Inferences about Interactions: Fermions and the Dirac Equation

TL;DR

This paper develops a framework based on causal sets and interaction events to derive properties of Fermions, including the Dirac equation, using process calculus and connections to quantum mechanics.

Contribution

It introduces a novel approach linking causal set theory with quantum mechanics to derive Fermion properties and the Dirac equation from interaction events.

Findings

Derives Minkowski metric and Lorentz transformations from interaction events.

Reproduces Fermion properties such as Zitterbewegung.

Shows how the Feynman checkerboard model emerges in 1+1 dimensions.

Abstract

At a fundamental level every measurement process relies on an interaction where one entity influences another. The boundary of an interaction is given by a pair of events, which can be ordered by virtue of the interaction. This results in a partially ordered set (poset) of events often referred to as a causal set. In this framework, an observer can be represented by a chain of events.
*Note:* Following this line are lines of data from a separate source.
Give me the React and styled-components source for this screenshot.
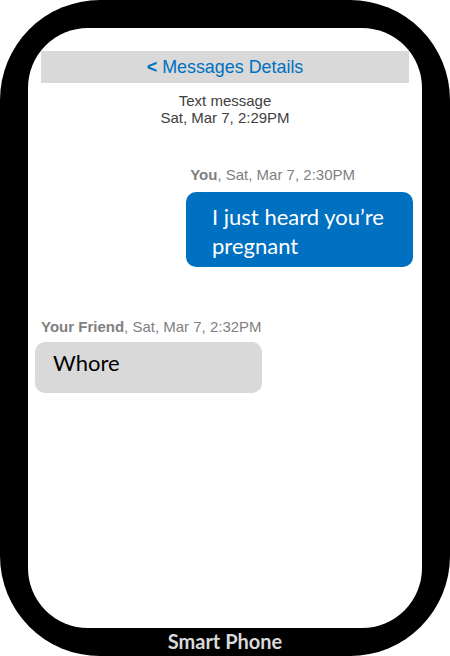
import React from "react";
import styled, { createGlobalStyle } from "styled-components";

const Global = createGlobalStyle`
  html, body { margin: 0; padding: 0; background: #fff; }
  body { font-family: "Liberation Sans", Arial, sans-serif; }
`;

const Phone = styled.div`
  width: 450px;
  height: 656px;
  box-sizing: border-box;
  background: #000;
  border-radius: 100px;
  padding: 28px 28px 0;
  display: flex;
  flex-direction: column;
`;

const Screen = styled.div`
  flex: 1;
  background: #fff;
  border-radius: 60px;
  padding-top: 23px;
  display: flex;
  flex-direction: column;
`;

const Header = styled.div`
  margin: 0 13px;
  height: 32px;
  background: #d9d9d9;
  color: #0070c0;
  font-size: 17.9px;
  display: flex;
  align-items: center;
  justify-content: center;
  b { font-weight: bold; margin-right: 5px; }
`;

const Meta = styled.div`
  margin-top: 9px;
  text-align: center;
  color: #404040;
  font-size: 15px;
  line-height: 17px;
`;

const Label = styled.div`
  color: #7f7f7f;
  font-size: 15px;
  line-height: 17px;
  align-self: ${(p) => (p.$mine ? "flex-end" : "flex-start")};
  margin: ${(p) => (p.$mine ? "40px 67px 0 0" : "51px 0 0 13px")};
  b { font-weight: bold; }
`;

const Bubble = styled.div`
  box-sizing: border-box;
  width: 227px;
  border-radius: 10px;
  font-family: "Lato", "Open Sans", sans-serif;
  font-size: 22px;
  line-height: 29px;
  align-self: ${(p) => (p.$mine ? "flex-end" : "flex-start")};
  background: ${(p) => (p.$mine ? "#0070c0" : "#d9d9d9")};
  color: ${(p) => (p.$mine ? "#fff" : "#000")};
  margin: ${(p) => (p.$mine ? "9px 9px 0 0" : "7px 0 0 7px")};
  padding: ${(p) => (p.$mine ? "10px 14px 7px 26px" : "6px 18px 16px 18px")};
`;

const Brand = styled.div`
  height: 28px;
  line-height: 26px;
  text-align: center;
  color: #d9d9d9;
  font-family: "Lato", "Open Sans", sans-serif;
  font-weight: bold;
  font-size: 20px;
`;

export default function App() {
  return (
    <>
      <Global />
      <Phone>
        <Screen>
          <Header>
            <b>&lt;</b>Messages Details
          </Header>
          <Meta>
            Text message
            <br />
            Sat, Mar 7, 2:29PM
          </Meta>
          <Label $mine>
            <b>You</b>, Sat, Mar 7, 2:30PM
          </Label>
          <Bubble $mine>I just heard you’re pregnant</Bubble>
          <Label>
            <b>Your Friend</b>, Sat, Mar 7, 2:32PM
          </Label>
          <Bubble>Whore</Bubble>
        </Screen>
        <Brand>Smart Phone</Brand>
      </Phone>
    </>
  );
}
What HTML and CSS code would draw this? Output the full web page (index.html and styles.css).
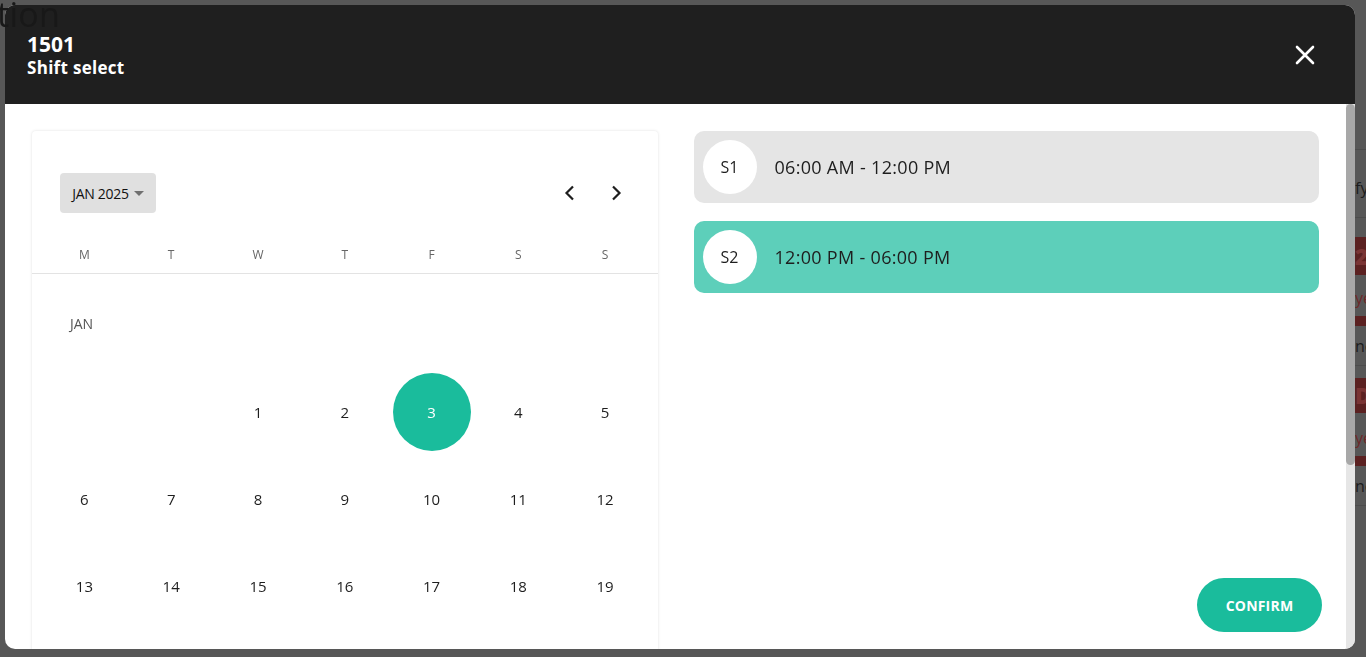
FILE: index.html
```html
<!DOCTYPE html>
<html lang="en">
<head>
<meta charset="utf-8">
<title>Shift select</title>
<link rel="stylesheet" href="styles.css">
</head>
<body>
<div class="backdrop">
  <div class="bg-title">tion</div>
  <div class="bg-right">
    <div class="bg-gap g1"></div>
    <div class="bg-row bg-first">fy</div>
    <div class="bg-space s1"></div>
    <div class="bg-block b1"><b>2</b></div>
    <div class="bg-row bg-redtext">ye</div>
    <div class="bg-stripe"></div>
    <div class="bg-row bg-text bg-lined">ne</div>
    <div class="bg-space s2"></div>
    <div class="bg-block b2"><b>D</b></div>
    <div class="bg-row bg-redtext r2">ye</div>
    <div class="bg-stripe"></div>
    <div class="bg-row bg-text bg-lined">ne</div>
  </div>
</div>

<div class="modal">
  <header class="modal-header">
    <div class="titles">
      <div class="title">1501</div>
      <div class="subtitle">Shift select</div>
    </div>
    <button class="close" aria-label="Close">
      <svg width="20" height="20" viewBox="0 0 20 20"><path d="M2 2 L18 18 M18 2 L2 18" stroke="#fff" stroke-width="2.6" stroke-linecap="round"/></svg>
    </button>
  </header>

  <div class="modal-main">
    <div class="modal-body">
      <section class="calendar">
        <div class="cal-head">
          <button class="month-btn">JAN 2025 <span class="caret"></span></button>
          <div class="nav">
            <button class="nav-btn" aria-label="Previous">
              <svg width="12" height="16" viewBox="0 0 12 16"><path d="M9 1.5 L2.5 8 L9 14.5" fill="none" stroke="#1e1e1e" stroke-width="2.2"/></svg>
            </button>
            <button class="nav-btn" aria-label="Next">
              <svg width="12" height="16" viewBox="0 0 12 16"><path d="M3 1.5 L9.5 8 L3 14.5" fill="none" stroke="#1e1e1e" stroke-width="2.2"/></svg>
            </button>
          </div>
        </div>
        <div class="weekdays">
          <span>M</span><span>T</span><span>W</span><span>T</span><span>F</span><span>S</span><span>S</span>
        </div>
        <div class="month-label">JAN</div>
        <div class="days">
          <span></span><span></span>
          <span class="day">1</span><span class="day">2</span><span class="day selected"><b>3</b></span><span class="day">4</span><span class="day">5</span>
          <span class="day">6</span><span class="day">7</span><span class="day">8</span><span class="day">9</span><span class="day">10</span><span class="day">11</span><span class="day">12</span>
          <span class="day">13</span><span class="day">14</span><span class="day">15</span><span class="day">16</span><span class="day">17</span><span class="day">18</span><span class="day">19</span>
          <span class="day">20</span><span class="day">21</span><span class="day">22</span><span class="day">23</span><span class="day">24</span><span class="day">25</span><span class="day">26</span>
          <span class="day">27</span><span class="day">28</span><span class="day">29</span><span class="day">30</span><span class="day">31</span><span></span><span></span>
        </div>
      </section>

      <section class="shifts">
        <div class="shift">
          <span class="badge">S1</span>
          <span class="time">06:00 AM - 12:00 PM</span>
        </div>
        <div class="shift active">
          <span class="badge">S2</span>
          <span class="time">12:00 PM - 06:00 PM</span>
        </div>
      </section>
    </div>
    <div class="scrollbar"><div class="thumb"></div></div>
  </div>

  <button class="confirm">CONFIRM</button>
</div>
</body>
</html>
```

FILE: styles.css
```css
* { box-sizing: border-box; }

html, body {
  margin: 0;
  height: 100%;
}

body {
  background: #575757;
  font-family: "Open Sans", "Liberation Sans", sans-serif;
  color: #1e1e1e;
  overflow: hidden;
}

button {
  font-family: inherit;
  border: 0;
  background: none;
  padding: 0;
  cursor: pointer;
}

/* dimmed page behind the modal */
.backdrop {
  height: 100%;
  display: flex;
  justify-content: space-between;
}

.bg-title {
  font-size: 34px;
  line-height: 34px;
  color: #181818;
  margin-left: -3px;
  margin-top: -3px;
  height: 40px;
  position: relative;
  z-index: 20;
  letter-spacing: 0.3px;
}

.bg-right {
  width: 11px;
  display: flex;
  flex-direction: column;
  overflow: hidden;
}

.bg-gap.g1 { height: 150px; flex: none; border-bottom: 1px solid #4c4c4c; }

.bg-space { flex: none; }
.bg-space.s1 { height: 19px; }
.bg-space.s2 { height: 12px; }

.bg-row {
  flex: none;
  height: 40px;
  font-size: 16px;
  line-height: 40px;
  color: #1c1c1c;
  white-space: nowrap;
}

.bg-first {
  height: 68px;
  line-height: 76px;
  border-bottom: 1px solid #4c4c4c;
}

.bg-lined { border-bottom: 1px solid #4c4c4c; }

.bg-redtext { color: #6e2828; height: 41px; line-height: 46px; }
.bg-redtext.r2 { height: 43px; line-height: 50px; }

.bg-block {
  flex: none;
  height: 38px;
  background: #5b2121;
  color: #7a3434;
  font-size: 22px;
  line-height: 38px;
  font-weight: 700;
  overflow: hidden;
}

.bg-block.b2 { height: 35px; line-height: 35px; }

.bg-stripe {
  flex: none;
  height: 10px;
  background: #5b2121;
}

/* modal */
.modal {
  position: fixed;
  left: 5px;
  top: 5px;
  width: 1350px;
  height: 644px;
  border-radius: 10px;
  overflow: hidden;
  background: #fff;
  display: flex;
  flex-direction: column;
  z-index: 10;
}

.modal-header {
  height: 99px;
  flex: none;
  background: #1f1f1f;
  color: #fff;
  display: flex;
  align-items: center;
  justify-content: space-between;
  padding: 0 40px 0 22px;
}

.title {
  font-size: 21px;
  font-weight: 700;
  line-height: 26px;
}

.subtitle {
  font-size: 17px;
  font-weight: 700;
  line-height: 22px;
  letter-spacing: 0.3px;
}

.close {
  width: 20px;
  height: 20px;
  display: flex;
}

.modal-main {
  flex: 1;
  min-height: 0;
  display: flex;
}

.modal-body {
  flex: 1;
  overflow: hidden;
  padding: 27px;
  display: grid;
  grid-template-columns: 1fr 1fr;
  column-gap: 36px;
  align-items: start;
}

.scrollbar {
  width: 9px;
  flex: none;
  background: #e6e6e6;
}

.thumb {
  height: 361px;
  background: #a8a8a8;
  border-radius: 5px;
}

/* calendar */
.calendar {
  background: #fff;
  border-radius: 4px;
  box-shadow: 0 0 3px rgba(0, 0, 0, 0.13);
  padding-bottom: 97px;
}

.cal-head {
  display: flex;
  justify-content: space-between;
  align-items: center;
  padding: 42px 32px 0 28px;
}

.month-btn {
  height: 40px;
  width: 96px;
  background: #e0e0e0;
  border-radius: 4px;
  font-size: 14px;
  color: #111;
  display: flex;
  align-items: center;
  justify-content: center;
  gap: 5px;
  letter-spacing: -0.3px;
}

.caret {
  width: 0;
  height: 0;
  border-left: 5px solid transparent;
  border-right: 5px solid transparent;
  border-top: 5px solid #707070;
}

.nav {
  display: flex;
  gap: 26px;
}

.nav-btn {
  width: 20px;
  height: 20px;
  display: flex;
  align-items: center;
  justify-content: center;
}

.weekdays {
  margin-top: 23px;
  height: 38px;
  border-bottom: 1px solid #e3e3e3;
  display: grid;
  grid-template-columns: repeat(7, 1fr);
  padding: 0 9px;
  align-items: center;
  font-size: 12px;
  color: #666;
  text-align: center;
}

.month-label {
  height: 94px;
  padding-left: 38px;
  padding-top: 4px;
  display: flex;
  align-items: center;
  font-size: 14px;
  color: #555;
}

.days {
  display: grid;
  grid-template-columns: repeat(7, 1fr);
  grid-auto-rows: 87px;
  padding: 0 9px;
}

.day {
  display: flex;
  align-items: center;
  justify-content: center;
  font-size: 15px;
  color: #1e1e1e;
}

.day.selected b {
  width: 78px;
  height: 78px;
  border-radius: 50%;
  background: #1abc9c;
  color: #fff;
  font-weight: 400;
  display: flex;
  align-items: center;
  justify-content: center;
}

/* shifts */
.shifts {
  display: flex;
  flex-direction: column;
  gap: 18px;
}

.shift {
  height: 72px;
  border-radius: 10px;
  background: #e5e5e5;
  display: flex;
  align-items: center;
  padding-left: 9px;
  gap: 18px;
}

.shift.active { background: #5dcfba; }

.badge {
  width: 54px;
  height: 54px;
  border-radius: 50%;
  background: #fff;
  display: flex;
  align-items: center;
  justify-content: center;
  font-size: 16px;
  color: #1e1e1e;
}

.time {
  font-size: 18px;
  letter-spacing: 0.3px;
  color: #1e1e1e;
}

.confirm {
  position: absolute;
  right: 33px;
  bottom: 17px;
  width: 125px;
  height: 54px;
  border-radius: 27px;
  background: #1abc9c;
  color: #fff;
  font-size: 14px;
  font-weight: 700;
  letter-spacing: 0.2px;
}
```
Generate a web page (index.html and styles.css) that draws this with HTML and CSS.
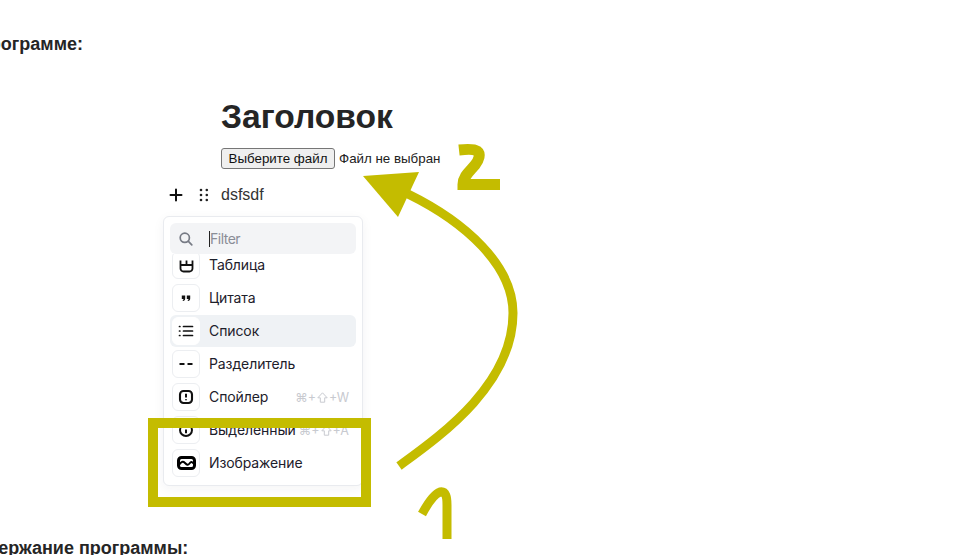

Quantification of events and pairs of events, referred to as intervals, can be performed by projecting them onto an observer chain, or even a pair of observer chains, which in specific situations leads to a Minkowski metric replete with Lorentz transformations. We illustrate how this framework of interaction events gives rise to some of the well-known properties of the Fermions, such as Zitterbewegung. We then take this further by making inferences about events, which is performed by employing the process calculus, which coincides with the Feynman path integral formulation of quantum mechanics. We show that in the 1+1 dimensional case this results in the Feynman checkerboard model of the Dirac equation describing a Fermion at rest.